WHAT IS REQUIRED
Output the data word for word, dropping every image.

DATA EXCERPT

━━━━━━━━━━━━━━━━━━━━

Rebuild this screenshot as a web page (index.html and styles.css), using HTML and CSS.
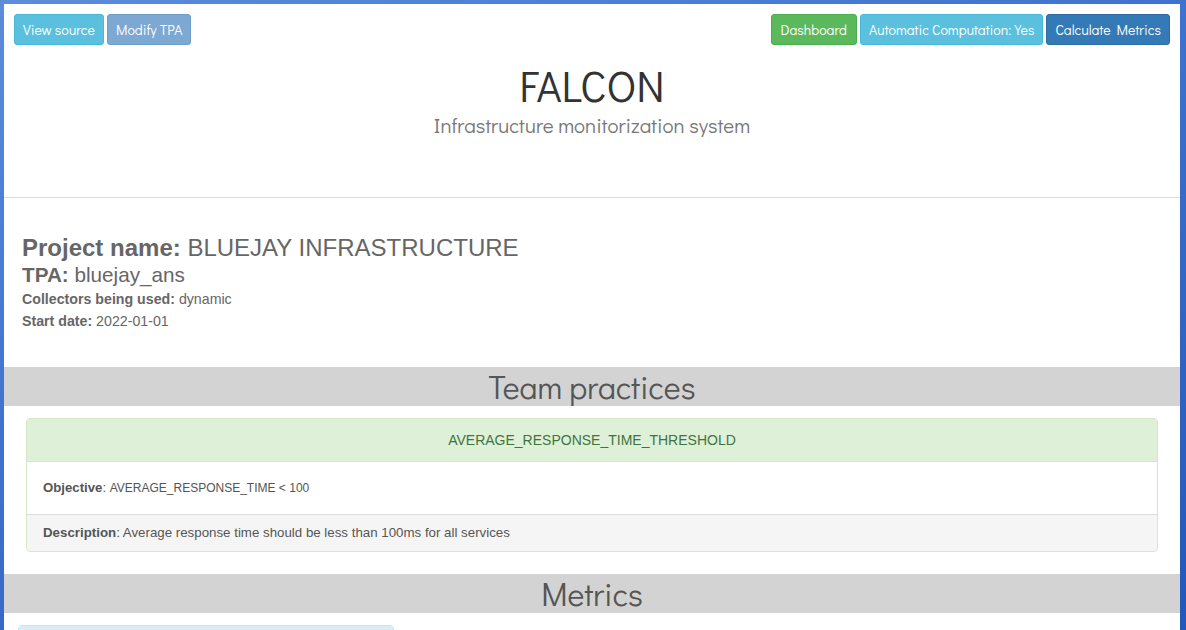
FILE: index.html
```html
<!DOCTYPE html>
<html>
<head>
<meta charset="utf-8">
<title>FALCON</title>
<link rel="stylesheet" href="styles.css">
</head>
<body>
<div class="page">
  <div class="topbar">
    <div class="btns">
      <a class="btn btn-info">View source</a>
      <a class="btn btn-tpa">Modify TPA</a>
    </div>
    <div class="btns">
      <a class="btn btn-success">Dashboard</a>
      <a class="btn btn-info">Automatic Computation: Yes</a>
      <a class="btn btn-primary">Calculate Metrics</a>
    </div>
  </div>
  <header class="hero">
    <h1 class="title">FALCON</h1>
    <p class="subtitle">Infrastructure monitorization system</p>
  </header>
  <hr class="divider">
  <section class="project">
    <h2 class="project-name"><b>Project name:</b> BLUEJAY INFRASTRUCTURE</h2>
    <h3 class="project-tpa"><b>TPA:</b> bluejay_ans</h3>
    <p class="project-meta"><b>Collectors being used:</b> dynamic</p>
    <p class="project-meta"><b>Start date:</b> 2022-01-01</p>
  </section>
  <h2 class="band">Team practices</h2>
  <div class="panel-wrap">
    <div class="panel panel-success">
      <div class="panel-heading">AVERAGE_RESPONSE_TIME_THRESHOLD</div>
      <div class="panel-body"><b>Objective</b>: <span class="small">AVERAGE_RESPONSE_TIME &lt; 100</span></div>
      <div class="panel-footer"><b>Description</b>: Average response time should be less than 100ms for all services</div>
    </div>
  </div>
  <h2 class="band band-metrics">Metrics</h2>
  <div class="metrics">
    <div class="panel panel-info">
      <div class="panel-heading info-heading">&nbsp;</div>
    </div>
  </div>
</div>
</body>
</html>
```

FILE: styles.css
```css
html, body {
  margin: 0;
  padding: 0;
  height: 100%;
  overflow: hidden;
}
body {
  background: linear-gradient(160deg, #5b8ddb 0%, #3f73cf 40%, #2457bb 100%);
  font-family: "Liberation Sans", Arial, sans-serif;
}
.page {
  margin: 4px 0 0 4px;
  width: 1176px;
  height: 626px;
  background: #fff;
  overflow: hidden;
}
.topbar {
  display: flex;
  justify-content: space-between;
  padding: 10px 10px 0 10px;
}
.btns {
  display: flex;
  gap: 3px;
}
.btn {
  display: inline-flex;
  align-items: center;
  height: 31px;
  box-sizing: border-box;
  padding: 0 8px;
  border: 1px solid transparent;
  border-radius: 3px;
  color: #fff;
  font-family: "Didact Gothic", Lato, "Noto Sans", sans-serif;
  font-size: 14px;
  white-space: nowrap;
}
.btn-info { background: #5bc0de; border-color: #46b8da; }
.btn-tpa { background: #7ca8d1; border-color: #6e9dca; }
.btn-success { background: #5cb85c; border-color: #4cae4c; padding: 0 9px; }
.btn-primary { background: #337ab7; border-color: #2e6da4; }

.hero {
  text-align: center;
  height: 152px;
}
.title {
  margin: 0;
  padding-top: 15px;
  font-family: "Didact Gothic", Lato, "Noto Sans", sans-serif;
  font-weight: 400;
  font-size: 43px;
  line-height: 50px;
  color: #333;
}
.subtitle {
  margin: 3px 0 0;
  font-family: "Didact Gothic", Lato, "Noto Sans", sans-serif;
  font-size: 20.7px;
  line-height: 24px;
  color: #777;
}
.divider {
  margin: 0;
  border: 0;
  border-top: 1px solid #ddd;
}
.project {
  padding: 36px 18px 0;
  color: #666;
  height: 133px;
}
.project-name {
  margin: 0;
  font-size: 24px;
  line-height: 28px;
  font-weight: 400;
}
.project-tpa {
  margin: 0;
  font-size: 20.7px;
  line-height: 26px;
  font-weight: 400;
}
.project-meta {
  margin: 0;
  font-size: 14.2px;
  line-height: 22px;
}
.band {
  margin: 0;
  height: 39px;
  background: #d3d3d3;
  text-align: center;
  font-family: "Didact Gothic", Lato, "Noto Sans", sans-serif;
  font-weight: 400;
  font-size: 32px;
  line-height: 39px;
  color: #555;
}
.panel-wrap {
  padding: 12px 22px 22px;
}
.panel {
  border: 1px solid #d6e9c6;
  border-radius: 4px;
  overflow: hidden;
  font-size: 13.2px;
  color: #555;
}
.panel-heading {
  background: #dff0d8;
  color: #3c763d;
  text-align: center;
  height: 42px;
  line-height: 42px;
  font-size: 14px;
  border-bottom: 1px solid #d6e9c6;
}
.panel-body {
  height: 52px;
  line-height: 52px;
  padding: 0 16px;
  border-bottom: 1px solid #ddd;
}
.panel-footer {
  background: #f5f5f5;
  height: 36px;
  line-height: 36px;
  padding: 0 16px;
  font-size: 13.3px;
}
.small { font-size: 12px; }
.metrics {
  padding: 12px 0 0 14px;
}
.panel-info {
  width: 374px;
  border-color: #bce8f1;
}
.info-heading {
  background: #d9edf7;
  border-color: #bce8f1;
}
```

━━━━━━━━━━━━━━━━━━━━

RESPONSE FOR THIS EXERCISE
Rebuild this screenshot as a web page (index.html and styles.css), using HTML and CSS.
FILE: index.html
```html
<!DOCTYPE html>
<html>
<head>
<meta charset="utf-8">
<title>FALCON</title>
<link rel="stylesheet" href="styles.css">
</head>
<body>
<div class="page">
  <div class="topbar">
    <div class="btns">
      <a class="btn btn-info">View source</a>
      <a class="btn btn-tpa">Modify TPA</a>
    </div>
    <div class="btns">
      <a class="btn btn-success">Dashboard</a>
      <a class="btn btn-info">Automatic Computation: Yes</a>
      <a class="btn btn-primary">Calculate Metrics</a>
    </div>
  </div>
  <header class="hero">
    <h1 class="title">FALCON</h1>
    <p class="subtitle">Infrastructure monitorization system</p>
  </header>
  <hr class="divider">
  <section class="project">
    <h2 class="project-name"><b>Project name:</b> BLUEJAY INFRASTRUCTURE</h2>
    <h3 class="project-tpa"><b>TPA:</b> bluejay_ans</h3>
    <p class="project-meta"><b>Collectors being used:</b> dynamic</p>
    <p class="project-meta"><b>Start date:</b> 2022-01-01</p>
  </section>
  <h2 class="band">Team practices</h2>
  <div class="panel-wrap">
    <div class="panel panel-success">
      <div class="panel-heading">AVERAGE_RESPONSE_TIME_THRESHOLD</div>
      <div class="panel-body"><b>Objective</b>: <span class="small">AVERAGE_RESPONSE_TIME &lt; 100</span></div>
      <div class="panel-footer"><b>Description</b>: Average response time should be less than 100ms for all services</div>
    </div>
  </div>
  <h2 class="band band-metrics">Metrics</h2>
  <div class="metrics">
    <div class="panel panel-info">
      <div class="panel-heading info-heading">&nbsp;</div>
    </div>
  </div>
</div>
</body>
</html>
```

FILE: styles.css
```css
html, body {
  margin: 0;
  padding: 0;
  height: 100%;
  overflow: hidden;
}
body {
  background: linear-gradient(160deg, #5b8ddb 0%, #3f73cf 40%, #2457bb 100%);
  font-family: "Liberation Sans", Arial, sans-serif;
}
.page {
  margin: 4px 0 0 4px;
  width: 1176px;
  height: 626px;
  background: #fff;
  overflow: hidden;
}
.topbar {
  display: flex;
  justify-content: space-between;
  padding: 10px 10px 0 10px;
}
.btns {
  display: flex;
  gap: 3px;
}
.btn {
  display: inline-flex;
  align-items: center;
  height: 31px;
  box-sizing: border-box;
  padding: 0 8px;
  border: 1px solid transparent;
  border-radius: 3px;
  color: #fff;
  font-family: "Didact Gothic", Lato, "Noto Sans", sans-serif;
  font-size: 14px;
  white-space: nowrap;
}
.btn-info { background: #5bc0de; border-color: #46b8da; }
.btn-tpa { background: #7ca8d1; border-color: #6e9dca; }
.btn-success { background: #5cb85c; border-color: #4cae4c; padding: 0 9px; }
.btn-primary { background: #337ab7; border-color: #2e6da4; }

.hero {
  text-align: center;
  height: 152px;
}
.title {
  margin: 0;
  padding-top: 15px;
  font-family: "Didact Gothic", Lato, "Noto Sans", sans-serif;
  font-weight: 400;
  font-size: 43px;
  line-height: 50px;
  color: #333;
}
.subtitle {
  margin: 3px 0 0;
  font-family: "Didact Gothic", Lato, "Noto Sans", sans-serif;
  font-size: 20.7px;
  line-height: 24px;
  color: #777;
}
.divider {
  margin: 0;
  border: 0;
  border-top: 1px solid #ddd;
}
.project {
  padding: 36px 18px 0;
  color: #666;
  height: 133px;
}
.project-name {
  margin: 0;
  font-size: 24px;
  line-height: 28px;
  font-weight: 400;
}
.project-tpa {
  margin: 0;
  font-size: 20.7px;
  line-height: 26px;
  font-weight: 400;
}
.project-meta {
  margin: 0;
  font-size: 14.2px;
  line-height: 22px;
}
.band {
  margin: 0;
  height: 39px;
  background: #d3d3d3;
  text-align: center;
  font-family: "Didact Gothic", Lato, "Noto Sans", sans-serif;
  font-weight: 400;
  font-size: 32px;
  line-height: 39px;
  color: #555;
}
.panel-wrap {
  padding: 12px 22px 22px;
}
.panel {
  border: 1px solid #d6e9c6;
  border-radius: 4px;
  overflow: hidden;
  font-size: 13.2px;
  color: #555;
}
.panel-heading {
  background: #dff0d8;
  color: #3c763d;
  text-align: center;
  height: 42px;
  line-height: 42px;
  font-size: 14px;
  border-bottom: 1px solid #d6e9c6;
}
.panel-body {
  height: 52px;
  line-height: 52px;
  padding: 0 16px;
  border-bottom: 1px solid #ddd;
}
.panel-footer {
  background: #f5f5f5;
  height: 36px;
  line-height: 36px;
  padding: 0 16px;
  font-size: 13.3px;
}
.small { font-size: 12px; }
.metrics {
  padding: 12px 0 0 14px;
}
.panel-info {
  width: 374px;
  border-color: #bce8f1;
}
.info-heading {
  background: #d9edf7;
  border-color: #bce8f1;
}
```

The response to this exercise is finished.